[Information given]
= = =

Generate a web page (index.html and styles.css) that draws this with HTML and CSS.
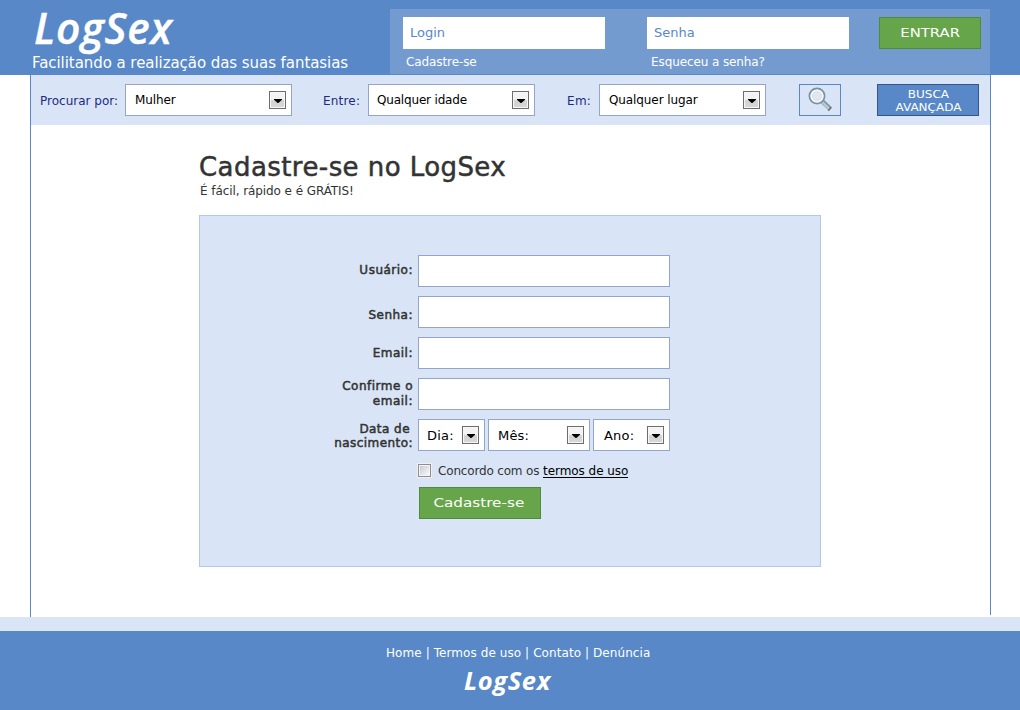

= = =

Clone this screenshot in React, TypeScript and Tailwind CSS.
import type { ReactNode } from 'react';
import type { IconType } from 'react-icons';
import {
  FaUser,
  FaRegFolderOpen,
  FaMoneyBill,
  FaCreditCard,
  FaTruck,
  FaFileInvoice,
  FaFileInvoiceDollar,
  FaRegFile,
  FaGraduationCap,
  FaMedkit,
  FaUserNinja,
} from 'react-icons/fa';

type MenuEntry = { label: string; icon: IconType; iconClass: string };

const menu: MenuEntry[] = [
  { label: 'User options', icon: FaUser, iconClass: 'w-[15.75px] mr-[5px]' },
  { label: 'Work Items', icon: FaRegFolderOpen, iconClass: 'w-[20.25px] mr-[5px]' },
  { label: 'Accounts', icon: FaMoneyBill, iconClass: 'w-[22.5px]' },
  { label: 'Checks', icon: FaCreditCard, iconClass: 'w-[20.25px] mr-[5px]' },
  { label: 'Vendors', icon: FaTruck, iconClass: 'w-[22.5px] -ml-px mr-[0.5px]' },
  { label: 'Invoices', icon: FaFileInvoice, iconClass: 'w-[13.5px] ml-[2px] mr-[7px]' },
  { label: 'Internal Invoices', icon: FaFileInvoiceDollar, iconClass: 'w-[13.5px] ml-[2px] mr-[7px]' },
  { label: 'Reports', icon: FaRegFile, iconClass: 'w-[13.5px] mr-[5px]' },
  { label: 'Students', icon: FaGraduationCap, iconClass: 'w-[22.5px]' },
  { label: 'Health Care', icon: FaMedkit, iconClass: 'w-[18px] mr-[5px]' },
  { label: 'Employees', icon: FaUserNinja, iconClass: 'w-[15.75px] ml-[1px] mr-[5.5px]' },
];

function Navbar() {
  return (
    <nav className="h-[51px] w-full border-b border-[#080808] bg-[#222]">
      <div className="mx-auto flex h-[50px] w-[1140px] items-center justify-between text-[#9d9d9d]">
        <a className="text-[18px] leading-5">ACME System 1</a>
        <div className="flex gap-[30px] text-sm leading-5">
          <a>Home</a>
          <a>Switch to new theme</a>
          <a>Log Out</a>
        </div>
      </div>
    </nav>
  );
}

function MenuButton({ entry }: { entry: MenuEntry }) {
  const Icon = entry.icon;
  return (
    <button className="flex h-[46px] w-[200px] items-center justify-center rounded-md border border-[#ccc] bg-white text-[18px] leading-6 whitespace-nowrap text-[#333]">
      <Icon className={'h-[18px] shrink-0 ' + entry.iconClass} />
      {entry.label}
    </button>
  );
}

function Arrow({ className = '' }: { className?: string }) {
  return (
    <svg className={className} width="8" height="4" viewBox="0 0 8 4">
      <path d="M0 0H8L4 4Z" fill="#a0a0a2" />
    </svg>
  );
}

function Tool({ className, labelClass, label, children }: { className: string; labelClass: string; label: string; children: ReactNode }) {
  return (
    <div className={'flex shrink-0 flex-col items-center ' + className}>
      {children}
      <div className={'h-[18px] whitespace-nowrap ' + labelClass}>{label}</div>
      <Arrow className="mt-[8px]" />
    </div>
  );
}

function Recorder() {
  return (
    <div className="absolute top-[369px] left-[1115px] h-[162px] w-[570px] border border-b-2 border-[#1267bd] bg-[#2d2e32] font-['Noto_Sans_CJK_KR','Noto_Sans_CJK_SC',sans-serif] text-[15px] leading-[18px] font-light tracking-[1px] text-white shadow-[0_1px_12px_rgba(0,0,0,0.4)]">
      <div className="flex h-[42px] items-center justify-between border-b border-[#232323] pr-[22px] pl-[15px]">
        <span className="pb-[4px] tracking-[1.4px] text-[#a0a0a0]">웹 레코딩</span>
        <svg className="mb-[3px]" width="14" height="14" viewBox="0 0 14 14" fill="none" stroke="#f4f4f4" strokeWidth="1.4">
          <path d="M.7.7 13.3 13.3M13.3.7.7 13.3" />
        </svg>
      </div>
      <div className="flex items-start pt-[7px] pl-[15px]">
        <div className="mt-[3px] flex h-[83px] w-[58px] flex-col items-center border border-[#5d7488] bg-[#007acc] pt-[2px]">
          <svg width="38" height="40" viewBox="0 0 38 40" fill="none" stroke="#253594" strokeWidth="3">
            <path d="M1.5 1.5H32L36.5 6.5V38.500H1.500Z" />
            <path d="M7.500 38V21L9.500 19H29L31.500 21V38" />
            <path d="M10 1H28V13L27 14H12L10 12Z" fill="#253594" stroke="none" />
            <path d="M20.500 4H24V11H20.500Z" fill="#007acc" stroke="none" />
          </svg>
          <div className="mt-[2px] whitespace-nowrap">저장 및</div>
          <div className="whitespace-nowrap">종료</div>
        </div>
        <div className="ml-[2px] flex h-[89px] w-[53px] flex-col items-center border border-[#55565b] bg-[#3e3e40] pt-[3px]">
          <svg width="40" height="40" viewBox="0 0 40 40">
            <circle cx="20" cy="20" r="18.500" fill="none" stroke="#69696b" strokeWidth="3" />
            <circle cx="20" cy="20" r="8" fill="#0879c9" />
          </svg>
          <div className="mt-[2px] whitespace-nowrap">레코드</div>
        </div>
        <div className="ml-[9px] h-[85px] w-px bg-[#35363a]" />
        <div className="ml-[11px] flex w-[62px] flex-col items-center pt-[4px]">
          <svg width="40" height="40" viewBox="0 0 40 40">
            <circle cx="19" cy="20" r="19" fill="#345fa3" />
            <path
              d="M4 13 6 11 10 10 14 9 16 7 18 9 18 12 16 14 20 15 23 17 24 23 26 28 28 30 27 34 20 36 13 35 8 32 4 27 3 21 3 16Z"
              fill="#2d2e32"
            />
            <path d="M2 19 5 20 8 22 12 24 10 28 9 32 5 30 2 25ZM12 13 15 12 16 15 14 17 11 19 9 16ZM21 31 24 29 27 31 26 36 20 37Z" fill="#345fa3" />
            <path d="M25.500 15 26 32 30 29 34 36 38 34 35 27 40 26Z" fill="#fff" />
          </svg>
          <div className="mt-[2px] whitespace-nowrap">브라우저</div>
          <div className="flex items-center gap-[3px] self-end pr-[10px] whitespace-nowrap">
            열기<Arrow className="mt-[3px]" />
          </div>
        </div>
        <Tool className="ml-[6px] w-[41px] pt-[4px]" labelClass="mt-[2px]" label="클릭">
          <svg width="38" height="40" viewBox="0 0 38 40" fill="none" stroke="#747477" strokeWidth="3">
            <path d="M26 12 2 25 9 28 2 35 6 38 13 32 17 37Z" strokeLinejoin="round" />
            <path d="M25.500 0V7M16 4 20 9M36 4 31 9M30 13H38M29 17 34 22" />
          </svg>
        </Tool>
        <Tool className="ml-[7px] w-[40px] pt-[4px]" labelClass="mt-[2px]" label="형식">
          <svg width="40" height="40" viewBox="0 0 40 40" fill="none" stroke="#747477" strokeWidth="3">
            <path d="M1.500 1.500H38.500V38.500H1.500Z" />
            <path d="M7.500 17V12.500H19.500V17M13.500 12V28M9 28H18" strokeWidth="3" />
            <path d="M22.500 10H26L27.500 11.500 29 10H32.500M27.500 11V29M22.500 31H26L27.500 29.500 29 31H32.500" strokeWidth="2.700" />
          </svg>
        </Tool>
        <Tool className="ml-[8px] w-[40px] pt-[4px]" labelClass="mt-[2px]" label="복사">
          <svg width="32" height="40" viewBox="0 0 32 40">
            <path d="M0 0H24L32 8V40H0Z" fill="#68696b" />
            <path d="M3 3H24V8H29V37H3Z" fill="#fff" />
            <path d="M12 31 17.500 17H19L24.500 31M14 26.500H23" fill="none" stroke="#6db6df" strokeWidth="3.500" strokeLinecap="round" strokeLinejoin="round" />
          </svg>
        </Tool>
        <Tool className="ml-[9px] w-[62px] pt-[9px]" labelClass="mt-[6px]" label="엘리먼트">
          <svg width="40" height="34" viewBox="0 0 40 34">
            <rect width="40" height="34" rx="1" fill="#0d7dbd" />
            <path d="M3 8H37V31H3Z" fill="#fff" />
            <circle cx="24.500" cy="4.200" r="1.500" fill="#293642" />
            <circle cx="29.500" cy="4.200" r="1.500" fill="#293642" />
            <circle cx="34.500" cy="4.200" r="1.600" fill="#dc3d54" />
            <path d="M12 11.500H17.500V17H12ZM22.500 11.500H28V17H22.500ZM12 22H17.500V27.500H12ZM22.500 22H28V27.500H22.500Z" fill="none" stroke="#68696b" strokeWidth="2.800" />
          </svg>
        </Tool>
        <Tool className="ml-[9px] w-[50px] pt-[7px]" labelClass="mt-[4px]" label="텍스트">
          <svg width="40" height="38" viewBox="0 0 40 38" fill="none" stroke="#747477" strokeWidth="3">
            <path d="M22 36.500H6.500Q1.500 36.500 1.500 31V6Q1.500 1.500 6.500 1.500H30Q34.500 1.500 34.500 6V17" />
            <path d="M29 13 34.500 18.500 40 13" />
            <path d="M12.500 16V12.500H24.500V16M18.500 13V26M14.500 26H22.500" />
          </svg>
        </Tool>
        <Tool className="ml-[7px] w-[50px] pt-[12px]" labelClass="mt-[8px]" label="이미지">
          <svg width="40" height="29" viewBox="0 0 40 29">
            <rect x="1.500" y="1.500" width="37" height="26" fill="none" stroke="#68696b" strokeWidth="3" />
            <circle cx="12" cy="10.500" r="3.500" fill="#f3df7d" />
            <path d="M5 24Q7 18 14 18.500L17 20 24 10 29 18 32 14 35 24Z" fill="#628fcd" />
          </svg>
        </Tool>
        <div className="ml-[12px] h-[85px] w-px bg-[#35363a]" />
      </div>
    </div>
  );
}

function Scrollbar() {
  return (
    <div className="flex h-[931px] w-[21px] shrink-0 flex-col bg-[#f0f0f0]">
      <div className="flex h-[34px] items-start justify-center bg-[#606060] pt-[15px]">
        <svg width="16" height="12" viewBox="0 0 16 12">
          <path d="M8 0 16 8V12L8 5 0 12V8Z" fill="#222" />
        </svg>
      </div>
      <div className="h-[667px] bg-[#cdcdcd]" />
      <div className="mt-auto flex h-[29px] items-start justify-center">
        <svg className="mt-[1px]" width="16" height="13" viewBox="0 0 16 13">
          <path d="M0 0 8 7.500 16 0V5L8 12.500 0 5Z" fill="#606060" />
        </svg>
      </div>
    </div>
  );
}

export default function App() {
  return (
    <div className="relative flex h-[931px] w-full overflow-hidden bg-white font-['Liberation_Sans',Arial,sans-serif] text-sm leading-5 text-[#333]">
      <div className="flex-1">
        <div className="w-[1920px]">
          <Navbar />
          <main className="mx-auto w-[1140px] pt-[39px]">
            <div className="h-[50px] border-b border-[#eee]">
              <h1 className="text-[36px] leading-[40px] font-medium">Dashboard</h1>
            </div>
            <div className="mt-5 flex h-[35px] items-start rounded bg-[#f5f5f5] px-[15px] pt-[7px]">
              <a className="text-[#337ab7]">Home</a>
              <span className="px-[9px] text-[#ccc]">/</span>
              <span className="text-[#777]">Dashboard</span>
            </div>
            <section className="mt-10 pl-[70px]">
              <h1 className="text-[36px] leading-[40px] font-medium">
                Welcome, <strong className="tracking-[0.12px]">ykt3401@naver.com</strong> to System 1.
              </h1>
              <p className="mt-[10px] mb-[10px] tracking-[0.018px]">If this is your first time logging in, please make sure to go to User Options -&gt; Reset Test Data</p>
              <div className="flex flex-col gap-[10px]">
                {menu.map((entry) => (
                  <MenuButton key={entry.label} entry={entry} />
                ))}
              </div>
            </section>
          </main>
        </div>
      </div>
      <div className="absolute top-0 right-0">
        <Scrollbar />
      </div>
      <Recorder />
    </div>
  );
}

= = =

[Stated problem] Show every line in the records above that contains the word "this".

[Reply]
Generate a web page (index.html and styles.css) that draws this with HTML and CSS.
Clone this screenshot in React, TypeScript and Tailwind CSS.
              <p className="mt-[10px] mb-[10px] tracking-[0.018px]">If this is your first time logging in, please make sure to go to User Options -&gt; Reset Test Data</p>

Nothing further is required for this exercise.